Não se pode negar o aumento na composição. Hoje, uma média de 15%. Mas é evidente que a Justiça ainda é branca, masculina e classe média alta. É desse lugar que fala o juiz no Brasil.
As cotas no Judiciário têm tido efeito semelhante ao que aconteceu nas universidades?
Ainda não. Aparentemente, a academia tem tido mais sucesso (ainda que muitos e importantes avanços sejam necessários) na prática democrática de combate ao racismo. Se se perguntar: “há racismo no Brasil?”, a tendência é a resposta positiva.
Mas perguntar “você se considera racista?” significa, evidentemente (digo isto com muita tristeza...), uma resposta negativa.
O Judiciário ainda não se assumiu racista. Resiste a temas como “julgamento com perspectiva de gênero, de raça...”. E parece ter ainda muita dificuldade de interpretar leis instituidoras de práticas e políticas afirmativas em editais de concursos públicos.
Barreiras para negros estão na origem e em relação a qualquer carreira que não seja típica de servidão.
Quais são as barreiras para os negros no Judiciário: a entrada, a ascensão, a formação?
Barreiras para negros estão na origem e em relação a qualquer carreira que não seja típica de servidão. Mas os principais são: não acesso a ensino fundamental, médio e superior de qualidade, impossibilidade de arcar com os custos de acesso a cursos preparatórios e de pós-graduação e de se dedicar aos estudos preparatórios.
Como é trabalhar e ver poucas pessoas negras ao lado, sente uma espécie de solidão?

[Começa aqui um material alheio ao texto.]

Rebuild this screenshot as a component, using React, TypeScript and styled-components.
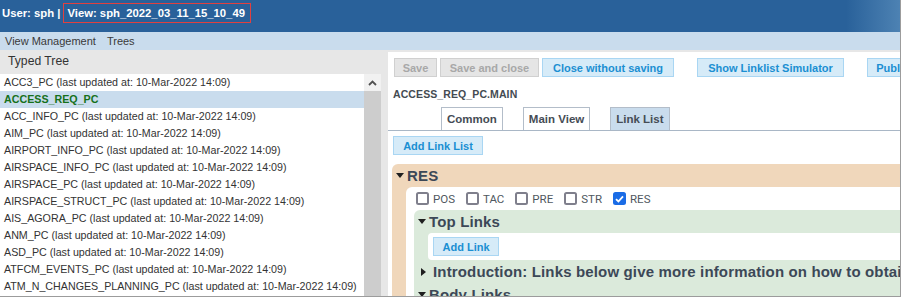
import React from 'react';
import styled, { createGlobalStyle } from 'styled-components';

const GlobalStyle = createGlobalStyle`
  body {
    margin: 0;
    background: #ffffff;
    font-family: "Liberation Sans", Arial, sans-serif;
  }
`;

const Frame = styled.div`
  width: 900px;
  height: 296px;
  border-right: 1px solid #9c9c9c;
  border-bottom: 1px solid #9c9c9c;
  display: flex;
  flex-direction: column;
  overflow: hidden;
  background: #e7e7e7;
`;

const TopBar = styled.div`
  height: 32px;
  flex-shrink: 0;
  box-sizing: border-box;
  padding: 3px 0 0 2px;
  display: flex;
  align-items: flex-start;
  background: linear-gradient(to right, #29619a 0%, #29619a 94%, #4d82b3 100%);
  color: #ffffff;
  font-weight: bold;
  font-size: 11.3px;
  white-space: nowrap;
`;

const UserText = styled.span`
  line-height: 20px;
  margin-right: 3px;
`;

const ViewBox = styled.span`
  height: 20px;
  line-height: 18px;
  box-sizing: border-box;
  padding: 0 5px 0 3px;
  border: 1px solid #e2403f;
`;

const MenuBar = styled.div`
  height: 18px;
  flex-shrink: 0;
  display: flex;
  align-items: center;
  background: #c9dced;
  font-size: 11px;
  color: #3a3a3a;
  padding-left: 5px;
  gap: 11px;
`;

const MenuItem = styled.span`
  line-height: 18px;
`;

const Body = styled.div`
  flex: 1;
  display: flex;
  min-height: 0;
`;

const LeftPanel = styled.div`
  width: 381px;
  flex-shrink: 0;
  display: flex;
  flex-direction: column;
`;

const PanelHeader = styled.div`
  height: 24px;
  box-sizing: border-box;
  padding: 4px 0 0 8px;
  font-size: 12.2px;
  color: #333;
`;

const ListArea = styled.div`
  flex: 1;
  display: flex;
  min-height: 0;
`;

const List = styled.div`
  width: 364px;
  background: #ffffff;
  overflow: hidden;
`;

const Row = styled.div<{ $selected?: boolean }>`
  height: 17px;
  line-height: 17px;
  padding-left: 4px;
  font-size: 10.7px;
  white-space: nowrap;
  background: ${p => (p.$selected ? '#c9dced' : 'transparent')};
  color: ${p => (p.$selected ? '#16701a' : '#333')};
  font-weight: ${p => (p.$selected ? 'bold' : 'normal')};
`;

const ScrollBar = styled.div`
  width: 17px;
  display: flex;
  flex-direction: column;
  background: #cdcdcd;
`;

const ScrollButton = styled.div`
  height: 17px;
  background: #f1f1f1;
  display: flex;
  align-items: center;
  justify-content: center;
`;

const RightPanel = styled.div`
  flex: 1;
  margin: 2px 0 0 7px;
  background: #ffffff;
  overflow: hidden;
  box-sizing: border-box;
  padding: 6px 0 0 5px;
  display: flex;
  flex-direction: column;
  align-items: flex-start;
`;

const ButtonRow = styled.div`
  display: flex;
  gap: 3px;
  flex-shrink: 0;
  margin-left: 1px;
`;

const Button = styled.div<{ $w: number; $disabled?: boolean; $spaced?: boolean }>`
  width: ${p => p.$w}px;
  height: 19px;
  box-sizing: border-box;
  flex-shrink: 0;
  display: flex;
  align-items: center;
  justify-content: center;
  white-space: nowrap;
  overflow: hidden;
  font-size: 11px;
  font-weight: bold;
  margin-left: ${p => (p.$spaced ? '20px' : '0')};
  background: ${p => (p.$disabled ? '#e5e5e5' : '#d6ebf8')};
  border: 1px solid ${p => (p.$disabled ? '#d0d0d0' : '#a9d6f3')};
  color: ${p => (p.$disabled ? '#a8a8a8' : '#1b8fd2')};
`;

const Title = styled.div`
  margin-top: 9px;
  height: 16px;
  line-height: 16px;
  font-size: 10.5px;
  font-weight: bold;
  color: #444b52;
  letter-spacing: 0.1px;
`;

const TabBar = styled.div`
  margin: 5px 0 0 -5px;
  padding-left: 53px;
  width: 700px;
  height: 24px;
  box-sizing: border-box;
  display: flex;
  align-items: flex-end;
  gap: 20px;
  border-bottom: 1px solid #a9b7c6;
  flex-shrink: 0;
`;

const Tab = styled.div<{ $active?: boolean }>`
  height: 23px;
  box-sizing: border-box;
  padding: 0 5px;
  display: flex;
  align-items: center;
  font-size: 11.5px;
  font-weight: bold;
  color: #454c55;
  border: 1px solid #b3bdc9;
  border-bottom: none;
  background: ${p => (p.$active ? '#c9dced' : '#ffffff')};
`;

const AddButton = styled(Button)`
  margin-top: 5px;
`;

const Section = styled.div<{ $tone: 'orange' | 'green' }>`
  flex-shrink: 0;
  border-radius: 6px;
  background: ${p => (p.$tone === 'orange' ? '#f0d7bb' : '#dbeadb')};
  padding-left: ${p => (p.$tone === 'orange' ? '14px' : '0')};
`;

const ResSection = styled(Section)`
  margin: 9px 0 0 -1px;
  width: 640px;
`;

const SectionHeader = styled.div<{ $indent: number }>`
  height: 23px;
  margin-left: ${p => p.$indent}px;
  display: flex;
  align-items: center;
  gap: 3px;
  font-size: 15px;
  font-weight: bold;
  color: #3c4857;
  white-space: nowrap;
  letter-spacing: 0.15px;
`;

const Caret = styled.span<{ $open?: boolean }>`
  width: 0;
  height: 0;
  flex-shrink: 0;
  margin-right: ${p => (p.$open ? '0' : '4px')};
  margin-left: ${p => (p.$open ? '0' : '3px')};
  border-style: solid;
  border-color: transparent;
  ${p =>
    p.$open
      ? 'border-width: 5px 4.5px 0 4.5px; border-top-color: #1f1f1f;'
      : 'border-width: 4.5px 0 4.5px 5px; border-left-color: #1f1f1f;'}
`;

const Inner = styled.div`
  background: #ffffff;
  border-radius: 6px 0 0 6px;
  padding-left: 8px;
`;

const CheckRow = styled.div`
  height: 23px;
  display: flex;
  align-items: center;
  padding-left: 2px;
`;

const CheckItem = styled.label`
  display: flex;
  align-items: center;
  gap: 4px;
  margin-right: 11px;
  font-family: Roboto, "Liberation Sans", sans-serif;
  font-size: 11.5px;
  color: #505860;
`;

const Box = styled.span<{ $checked?: boolean }>`
  width: 13px;
  height: 13px;
  box-sizing: border-box;
  border-radius: 2.5px;
  display: flex;
  align-items: center;
  justify-content: center;
  border: ${p => (p.$checked ? 'none' : '2px solid #7f7f8c')};
  background: ${p => (p.$checked ? '#1a6ce6' : '#ffffff')};
`;

const GreenSection = styled(Section)`
  border-radius: 6px 0 0 6px;
`;

const LinkBox = styled.div`
  margin-left: 14px;
  height: 27px;
  box-sizing: border-box;
  padding: 4px 0 0 5px;
  background: #ffffff;
  border-radius: 4px 0 0 4px;
`;

const items = [
  'ACC3_PC (last updated at: 10-Mar-2022 14:09)',
  'ACCESS_REQ_PC',
  'ACC_INFO_PC (last updated at: 10-Mar-2022 14:09)',
  'AIM_PC (last updated at: 10-Mar-2022 14:09)',
  'AIRPORT_INFO_PC (last updated at: 10-Mar-2022 14:09)',
  'AIRSPACE_INFO_PC (last updated at: 10-Mar-2022 14:09)',
  'AIRSPACE_PC (last updated at: 10-Mar-2022 14:09)',
  'AIRSPACE_STRUCT_PC (last updated at: 10-Mar-2022 14:09)',
  'AIS_AGORA_PC (last updated at: 10-Mar-2022 14:09)',
  'ANM_PC (last updated at: 10-Mar-2022 14:09)',
  'ASD_PC (last updated at: 10-Mar-2022 14:09)',
  'ATFCM_EVENTS_PC (last updated at: 10-Mar-2022 14:09)',
  'ATM_N_CHANGES_PLANNING_PC (last updated at: 10-Mar-2022 14:09)',
];

const checks = [
  { label: 'POS', checked: false },
  { label: 'TAC', checked: false },
  { label: 'PRE', checked: false },
  { label: 'STR', checked: false },
  { label: 'RES', checked: true },
];

const App: React.FC = () => {
  return (
    <>
      <GlobalStyle />
      <Frame>
        <TopBar>
          <UserText>User: sph |</UserText>
          <ViewBox>View: sph_2022_03_11_15_10_49</ViewBox>
        </TopBar>
        <MenuBar>
          <MenuItem>View Management</MenuItem>
          <MenuItem>Trees</MenuItem>
        </MenuBar>
        <Body>
          <LeftPanel>
            <PanelHeader>Typed Tree</PanelHeader>
            <ListArea>
              <List>
                {items.map((it, i) => (
                  <Row key={it} $selected={i === 1}>
                    {it}
                  </Row>
                ))}
              </List>
              <ScrollBar>
                <ScrollButton>
                  <svg width="9" height="6" viewBox="0 0 9 6">
                    <polyline points="1,5 4.5,1.5 8,5" fill="none" stroke="#505050" strokeWidth="1.8" />
                  </svg>
                </ScrollButton>
              </ScrollBar>
            </ListArea>
          </LeftPanel>
          <RightPanel>
            <ButtonRow>
              <Button $w={43} $disabled>Save</Button>
              <Button $w={99} $disabled>Save and close</Button>
              <Button $w={132}>Close without saving</Button>
              <Button $w={147} $spaced>Show Linklist Simulator</Button>
              <Button $w={58} $spaced>Publish</Button>
            </ButtonRow>
            <Title>ACCESS_REQ_PC.MAIN</Title>
            <TabBar>
              <Tab>Common</Tab>
              <Tab>Main View</Tab>
              <Tab $active>Link List</Tab>
            </TabBar>
            <AddButton $w={90}>Add Link List</AddButton>
            <ResSection $tone="orange">
              <SectionHeader $indent={-10}>
                <Caret $open />
                RES
              </SectionHeader>
              <Inner>
                <CheckRow>
                  {checks.map(c => (
                    <CheckItem key={c.label}>
                      <Box $checked={c.checked}>
                        {c.checked && (
                          <svg width="9" height="8" viewBox="0 0 9 8">
                            <polyline points="1,4.2 3.4,6.5 8,1.3" fill="none" stroke="#ffffff" strokeWidth="1.8" />
                          </svg>
                        )}
                      </Box>
                      {c.label}
                    </CheckItem>
                  ))}
                </CheckRow>
                <GreenSection $tone="green">
                  <SectionHeader $indent={4}>
                    <Caret $open />
                    Top Links
                  </SectionHeader>
                  <LinkBox>
                    <Button $w={66}>Add Link</Button>
                  </LinkBox>
                  <SectionHeader $indent={4}>
                    <Caret />
                    Introduction: Links below give more information on how to obtain access
                  </SectionHeader>
                  <SectionHeader $indent={4}>
                    <Caret $open />
                    Body Links
                  </SectionHeader>
                </GreenSection>
              </Inner>
            </ResSection>
          </RightPanel>
        </Body>
      </Frame>
    </>
  );
};

export default App;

Absoluta solidão. Por isto, integrar o grupo Juízas e Juízes Negr(a)os significa o oásis necessário, a fonte que ameniza a sede e fortifica o espírito. No nosso 6º encontro nacional, que se inicia dia 22 de novembro, iremos lembrar “de onde viemos e visões para o futuro”, iremos refletir sobre “o racismo e o colonialismo como fundadores da nação brasileira”, discutir o “resistir para (re)existir: estratégias de luta e de permanência da população negra no Brasil”, “ações afirmativas como estratégia de transformação dos espaços e poder”, “O corpo negro – o direito à vida, à terra e à cidade”, tudo culminando para o encerramento “Nossos passos vêm de longe”!
Quais conselhos daria a quem deseja entrar no Judiciário?
Primeiro: não é favor, nem benevolência. É direito seu exigir o que é seu de direito.
Segundo: não está certo, não está escrito em lugar nenhum e nem pode ser-me exigido passar por atitudes extremadas de sofrimento e de superação para ser, de fato, titular de direitos fundamentais à vida, à dignidade, à equidade, à Justiça.
Terceiro: agregue-se; forme redes de apoio. Sirva de apoio e usufrua do apoio necessário ao necessário prosseguir. Não desistir. Resistir.